→ Stored data
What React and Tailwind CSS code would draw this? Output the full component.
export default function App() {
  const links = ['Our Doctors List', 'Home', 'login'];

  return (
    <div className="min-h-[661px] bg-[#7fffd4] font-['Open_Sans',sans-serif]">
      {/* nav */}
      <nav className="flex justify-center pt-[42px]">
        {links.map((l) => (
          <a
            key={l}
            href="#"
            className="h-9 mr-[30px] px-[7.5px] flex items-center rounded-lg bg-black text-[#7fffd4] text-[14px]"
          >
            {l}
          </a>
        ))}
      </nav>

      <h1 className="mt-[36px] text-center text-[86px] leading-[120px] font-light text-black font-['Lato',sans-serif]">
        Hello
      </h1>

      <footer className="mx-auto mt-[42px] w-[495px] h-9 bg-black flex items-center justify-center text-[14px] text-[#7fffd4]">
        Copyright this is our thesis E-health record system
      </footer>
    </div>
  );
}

→ Exercise aim
Repeat the material above in full, keeping every word.

→ Result for this exercise
What React and Tailwind CSS code would draw this? Output the full component.
export default function App() {
  const links = ['Our Doctors List', 'Home', 'login'];

  return (
    <div className="min-h-[661px] bg-[#7fffd4] font-['Open_Sans',sans-serif]">
      {/* nav */}
      <nav className="flex justify-center pt-[42px]">
        {links.map((l) => (
          <a
            key={l}
            href="#"
            className="h-9 mr-[30px] px-[7.5px] flex items-center rounded-lg bg-black text-[#7fffd4] text-[14px]"
          >
            {l}
          </a>
        ))}
      </nav>

      <h1 className="mt-[36px] text-center text-[86px] leading-[120px] font-light text-black font-['Lato',sans-serif]">
        Hello
      </h1>

      <footer className="mx-auto mt-[42px] w-[495px] h-9 bg-black flex items-center justify-center text-[14px] text-[#7fffd4]">
        Copyright this is our thesis E-health record system
      </footer>
    </div>
  );
}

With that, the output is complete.